Her report highlights the influence the WHC has had on Australian Reef policy across the last 10 years, leading to the introduction of water quality regulations and targets, restrictions on port developments and the establishment of net-free fishing zones.

“If this influence can also be applied to government action on climate change, the future for our Reef and Australia’s other environmental wonders, would be brighter,” said Ms Zethoven.
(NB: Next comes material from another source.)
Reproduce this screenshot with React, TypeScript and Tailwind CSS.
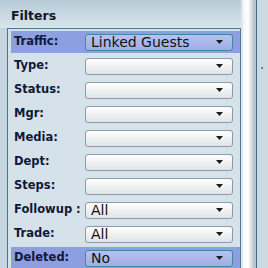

“Our report urges the Committee to ask the Australian Government – as the State Party to the World Heritage Convention – to include a new round of protection measures in an updated Reef 2050 Plan, due out later this year. These should include a commitment to doing Australia’s fair share to limit global temperature increase to the long term goal of the Paris Agreement – 1.5C – and accelerated action and investment to improve reef water quality and reduce fishing pressure.

“The Australian Government should be asked to report on progress by the end of next year.

“If the measures are insufficient and plans to achieve them are not detailed enough, the report recommends that the Committee should consider inscribing the Great Barrier Reef on the List of World Heritage In Danger,” said Ms Zethoven.

“The last time the WHC considered listing the Reef ‘in danger’ was 2014. This prompted the Australian and Queensland Governments to develop the Reef 2050 Plan which the Committee welcomed in 2015. However, the Committee also put the governments ‘on probation’, deciding to see if Australia’s Reef 2050 Plan could halt the decline,” said Ms Zethoven.

“Since then, we’ve seen the mass bleaching events; the Australian government’s GBR Outlook Report in 2019 downgrading the Reef’s outlook to ‘very poor’; the water quality targets in the Reef 2050 Plan not being met; and IUCN’s outlook report downgrading the Reef’s outlook to ‘critical’.”

“Our Reef has a future if our political leaders listen to the science and the community and take the necessary actions on climate change, water quality and fisheries,” said Ms Zethoven.

Ms Zethoven’s report, titled The Last Decade, is available here.

Key moments in the WHC’s examination of Australia’s management of the Great Barrier Reef

  • 2011: Prompted by plans to develop an LNG processing Plant on Curtis Island in the GBR, the WHC expressed ‘extreme concern’ and requested the Australian government to invite UNESCO’s World Heritage Centre and IUCN to undertake a monitoring mission of the Reef.
  • 2012: The mission found a rapid increase in the number of proposals along the Reef coastline for coal and gas developments, port expansions and dredging. Following the mission report, the WHC said it would consider listing the Reef as ‘in danger’ unless progress was made by Australian politicians in protecting the Reef’s ‘Outstanding Universal Value’.
  • 2014: The Great Barrier Reef Marine Park Authority’s second Outlook Report was released concluding that the overall outlook for the Reef had worsened since its last report in 2009. The WHC continued to call for better conservation policy for the Reef.
  • 2015: Reef 2050 Long Term Sustainability Plan, containing 151 actions, is submitted by the Australian government to the WHC. The plan responds to many of the WHC’s requests and responses concerning the Reef, and includes pollution reduction targets, a ban on the dumping of dredge spoil, restrictions on port developments and the establishment of three net-free fishing zones. The Plan was welcomed by the Committee, but it did not address the threat of climate change.
  • 2016: First severe mass bleaching event leading to extensive coral mortality mainly in the northern third of the Reef. No new climate policy commitments from the Australian government.
  • 2017: Second severe mass bleaching event, mainly affecting the central third of the Reef. WHC expresses ‘utmost concern’ about the impacts of climate change on the Reef and calls on all countries to undertake ‘the most ambitious implementation of the Paris Agreement’.
  • 2018: The new Queensland Government passed stronger laws to protect forests and woodlands to reduce sediment and nutrient pollution entering the Reef and curb coastal development. Stronger water quality targets were also developed. The Great Barrier Reef Foundation received $444m from the federal government to deliver projects to protect the Reef. The IPCC released its special report on 1.5°C which projected that coral reefs would further decline by 70-90%, even at 1.5°C of warming.
  • 2019: The GBRMPA released its third Outlook report which said the overall outlook for the Reef was ‘very poor’ and the integrity of the WH values were being challenged. The report elicited no change in national climate policy.
  • 2020: Third mass coral bleaching, the most widespread ever recorded, mainly affecting the southern third of the Reef. The vision of the Reef 2050 Plan, endorsed by the WHC in 2015, to ensure the Reef improves on its Outstanding Universal Value every decade between now and 2050 is no longer achievable. IUCN downgrades the Reef’s outlook to critical.
  • 2021: Water quality report card shows progress in some catchments but there is still a long way to go to meet targets promised to the WHC.